I have a DCX296 I am trying to connect to my laptop so I can use the remote software. I bought a usb to serial adapter that unfortunately didnt come with drivers. I have scoured the internet and tried probably 10 different drivers with no luck. Some drivers dont install correctly for whatever reason. Some install correctly but then the remote software says the com port is in loop mode or it just doesnt find the DCX. When the driver does install correctly I did go into the port setting and correct the baud rate, eveything else is set like the manual says by default. There are some options in the port settings that aren't described in the manual. I've tried fiddling with them a little bit but no luck there either. I am using Vista which I have heard may be causing problems. Has anyone else struggled with this? I'm sure I am just missing something. 

One other quick question. There are 3 files available for download from the Behringer website for the DCX. One is the remote software, and I assume one is a firmware update for the DCX. What is the third and which is which? My DCX shows it is using v1.17, is this the newest? The website shows the remote software v1.16, is this difference in firmware version and remote software version causing a communication problem?

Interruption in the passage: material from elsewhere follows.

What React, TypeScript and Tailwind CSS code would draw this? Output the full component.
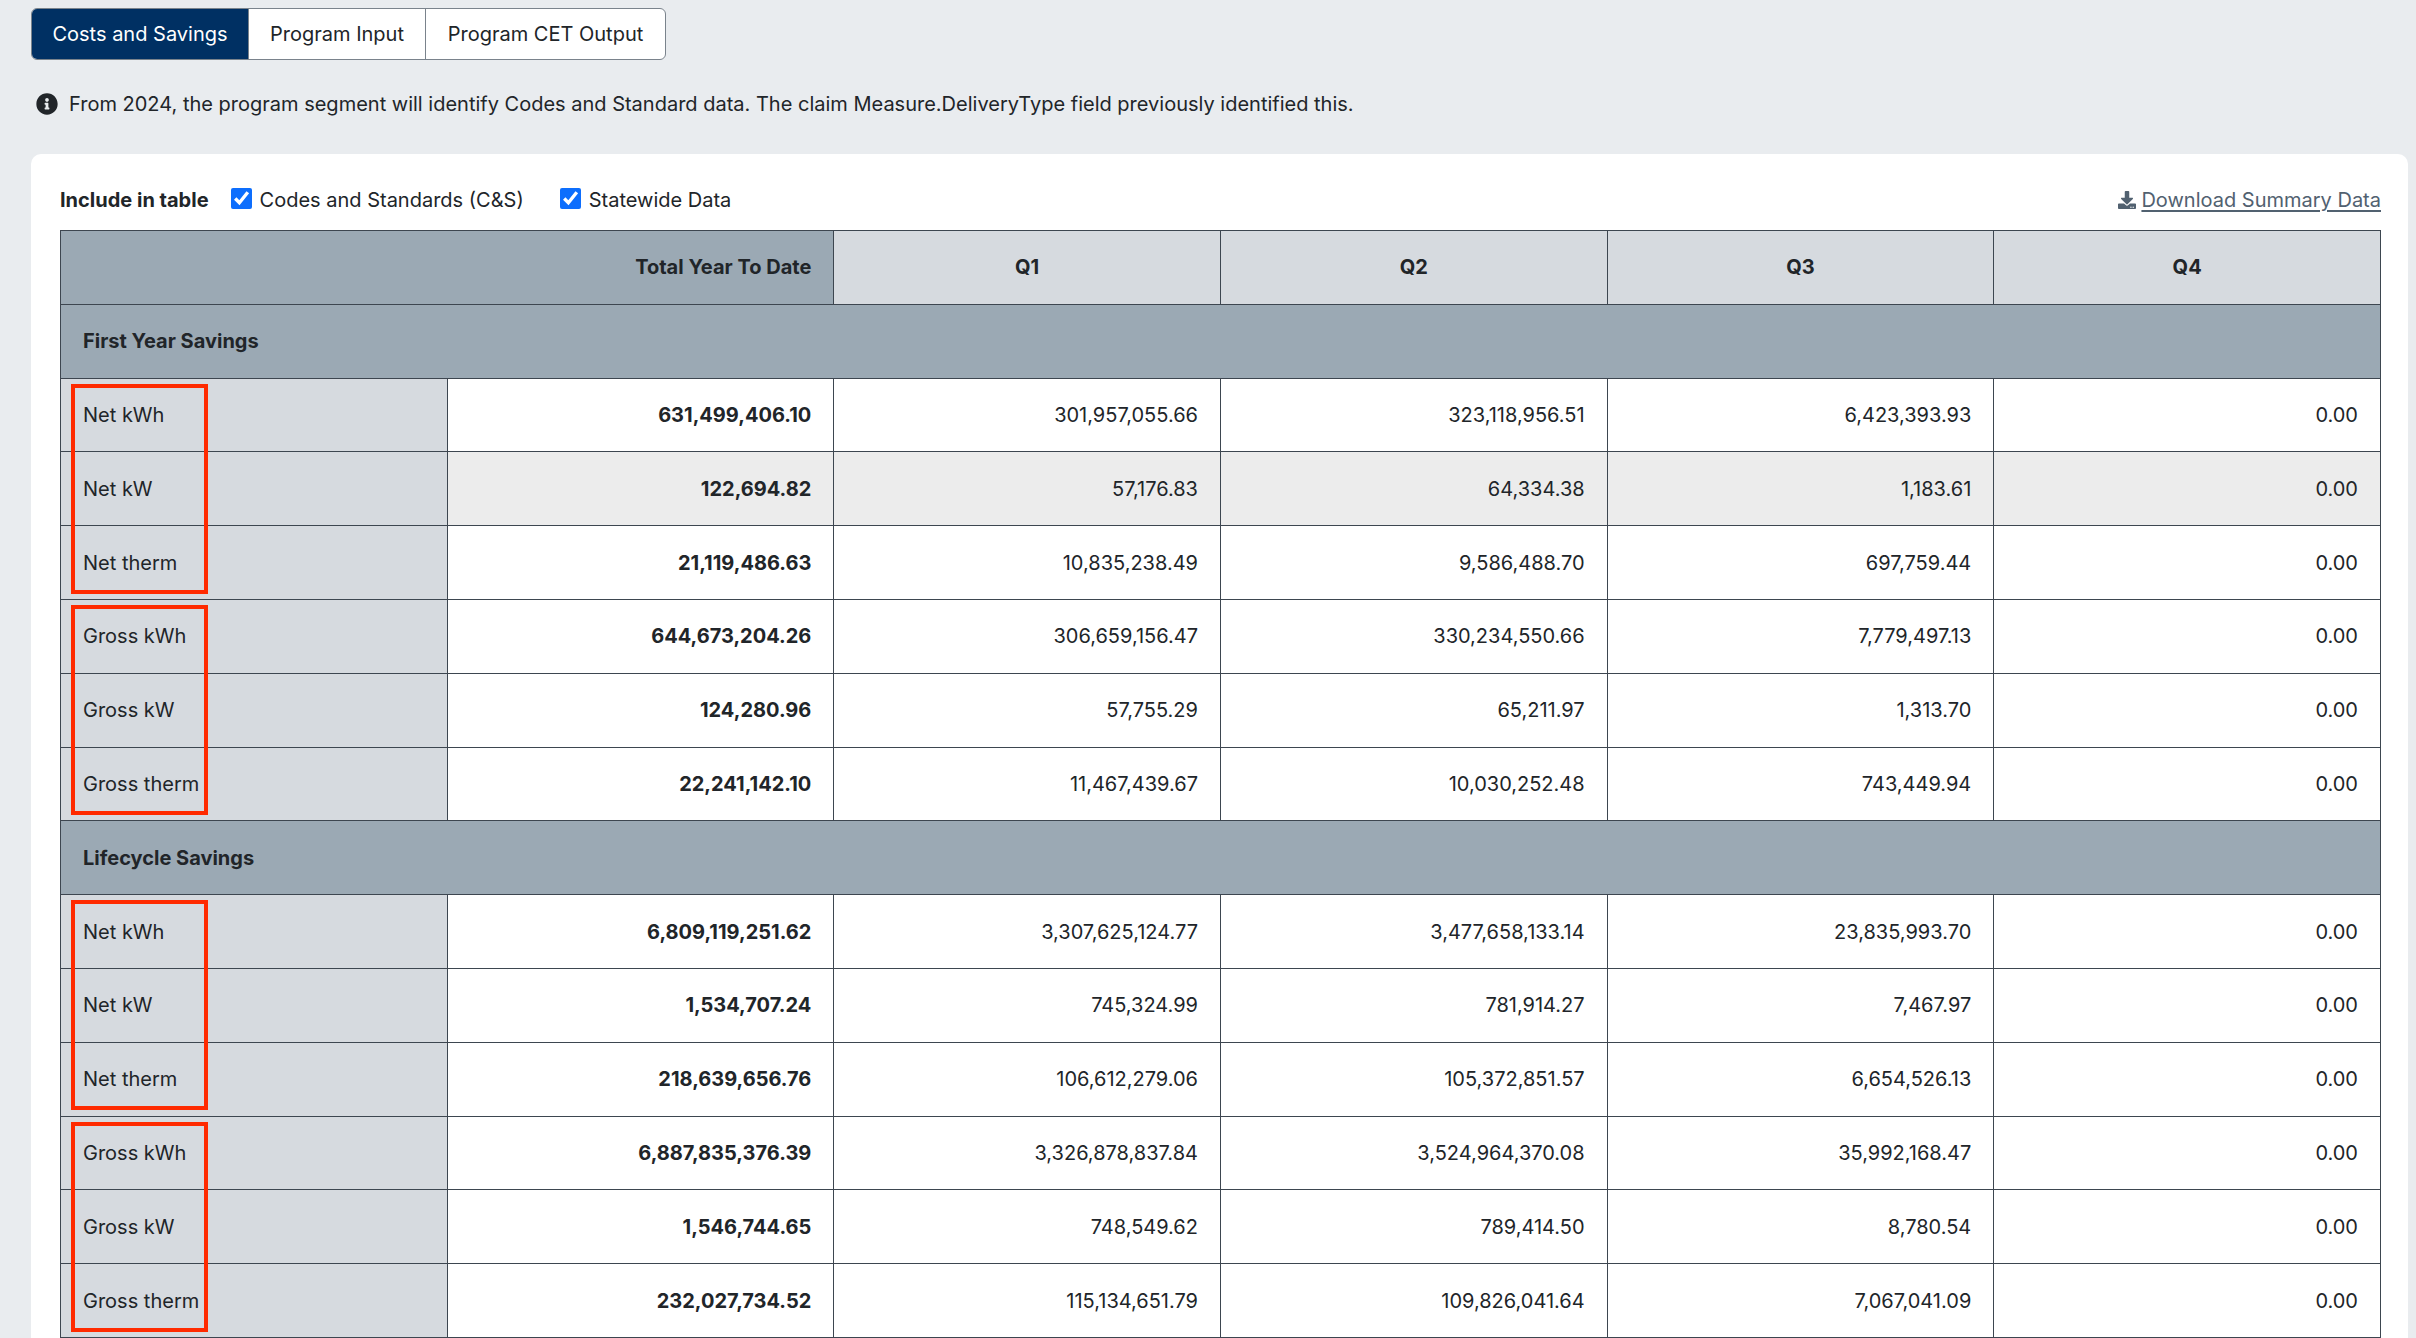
import { FaInfoCircle, FaDownload } from "react-icons/fa";

type Row = { label: string; values: string[]; hover?: boolean };

const firstYear: Row[] = [
  { label: "Net kWh", values: ["631,499,406.10", "301,957,055.66", "323,118,956.51", "6,423,393.93", "0.00"] },
  { label: "Net kW", values: ["122,694.82", "57,176.83", "64,334.38", "1,183.61", "0.00"], hover: true },
  { label: "Net therm", values: ["21,119,486.63", "10,835,238.49", "9,586,488.70", "697,759.44", "0.00"] },
  { label: "Gross kWh", values: ["644,673,204.26", "306,659,156.47", "330,234,550.66", "7,779,497.13", "0.00"] },
  { label: "Gross kW", values: ["124,280.96", "57,755.29", "65,211.97", "1,313.70", "0.00"] },
  { label: "Gross therm", values: ["22,241,142.10", "11,467,439.67", "10,030,252.48", "743,449.94", "0.00"] },
];

const lifecycle: Row[] = [
  { label: "Net kWh", values: ["6,809,119,251.62", "3,307,625,124.77", "3,477,658,133.14", "23,835,993.70", "0.00"] },
  { label: "Net kW", values: ["1,534,707.24", "745,324.99", "781,914.27", "7,467.97", "0.00"] },
  { label: "Net therm", values: ["218,639,656.76", "106,612,279.06", "105,372,851.57", "6,654,526.13", "0.00"] },
  { label: "Gross kWh", values: ["6,887,835,376.39", "3,326,878,837.84", "3,524,964,370.08", "35,992,168.47", "0.00"] },
  { label: "Gross kW", values: ["1,546,744.65", "748,549.62", "789,414.50", "8,780.54", "0.00"] },
  { label: "Gross therm", values: ["232,027,734.52", "115,134,651.79", "109,826,041.64", "7,067,041.09", "0.00"] },
];

const cell = "border border-[#3d4650] px-[22px] align-middle";

function Section({ title, rows }: { title: string; rows: Row[] }) {
  return (
    <>
      <tr className="h-[73.8px]">
        <td colSpan={6} className={`${cell} bg-[#9ba9b4] font-bold text-left`}>
          {title}
        </td>
      </tr>
      {rows.map((row, i) => (
        <tr key={row.label} className={`h-[73.8px] ${row.hover ? "bg-[#ececec]" : "bg-white"}`}>
          <td className={`${cell} bg-[#d6dadf] text-left relative`}>
            {/* annotation box around each group of three labels */}
            {i % 3 === 0 && (
              <div className="absolute z-10 top-[5px] left-[10px] w-[137px] h-[210px] border-4 border-[#ff2a00] pointer-events-none" />
            )}
            {row.label}
          </td>
          {row.values.map((v, j) => (
            <td key={j} className={`${cell} text-right ${j === 0 ? "font-bold" : ""}`}>
              {v}
            </td>
          ))}
        </tr>
      ))}
    </>
  );
}

export default function App() {
  return (
    <main
      className="min-h-screen w-full bg-[#e9ecef] text-[#212529] text-[20px] pt-[8px] pb-[40px]"
      style={{ fontFamily: "Inter, 'Noto Sans', sans-serif" }}
    >
      {/* Tabs */}
      <div className="ml-[31px] flex">
        <div className="flex h-[52px] rounded-[6px] border border-[#7a838c] overflow-hidden bg-white">
          <button className="w-[216px] bg-[#003063] text-white">Costs and Savings</button>
          <button className="w-[177px] border-l border-[#7a838c]">Program Input</button>
          <button className="w-[240px] border-l border-[#7a838c]">Program CET Output</button>
        </div>
      </div>

      {/* Info */}
      <div className="ml-[36px] mt-[29px] h-[30px] flex items-center gap-[11px]">
        <FaInfoCircle className="w-[22px] h-[22px] text-[#212529]" />
        <span>
          From 2024, the program segment will identify Codes and Standard data. The claim Measure.DeliveryType field
          previously identified this.
        </span>
      </div>

      {/* Card */}
      <div className="ml-[31px] mr-[8px] mt-[35px] bg-white rounded-[10px] pl-[29px] pr-[27px] pt-[31px] pb-[40px]">
        <div className="h-[30px] mb-[15px] flex items-center justify-between">
          <div className="flex items-center">
            <span className="font-bold mr-[22px]">Include in table</span>
            <label className="flex items-center gap-[8px] mr-[36px]">
              <input type="checkbox" defaultChecked className="w-[21px] h-[21px] -mt-[4px] accent-[#0d6efd]" />
              Codes and Standards (C&amp;S)
            </label>
            <label className="flex items-center gap-[8px]">
              <input type="checkbox" defaultChecked className="w-[21px] h-[21px] -mt-[4px] accent-[#0d6efd]" />
              Statewide Data
            </label>
          </div>
          <a href="#" className="flex items-center gap-[5px] text-[#516170] underline underline-offset-[3px]">
            <FaDownload className="w-[18px] h-[18px]" />
            Download Summary Data
          </a>
        </div>

        <table className="w-full table-fixed border-collapse">
          <thead>
            <tr className="h-[73.8px]">
              <th colSpan={2} className={`${cell} bg-[#9ba9b4] text-right font-bold`}>
                Total Year To Date
              </th>
              {["Q1", "Q2", "Q3", "Q4"].map((q) => (
                <th key={q} className={`${cell} bg-[#d6dadf] text-center font-bold`}>
                  {q}
                </th>
              ))}
            </tr>
          </thead>
          <tbody>
            <Section title="First Year Savings" rows={firstYear} />
            <Section title="Lifecycle Savings" rows={lifecycle} />
          </tbody>
        </table>
      </div>
    </main>
  );
}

Thanks for your help. Ive been pulling my hair out for a week now trying to figure this thing out, please help me save whats left.

GOB


----------



## Wayne A. Pflughaupt (Apr 13, 2006)

Hi Gob,

The DCX isn’t typically the choice for equalizing subwoofers, so there aren’t many folks on this Forum who are familiar with it. It’s primarily a speaker management device, so I’m moving your thread to our DIY Speakers Forum, where hopefully you’ll get some informed answers.

Regards,
Wayne


----------



## schmutziger (Jan 5, 2010)

Gobuya:
I just changed the USB serial port from com 13 to com 2 to make it work i Vista.
You do that in the "Unit manager?"


----------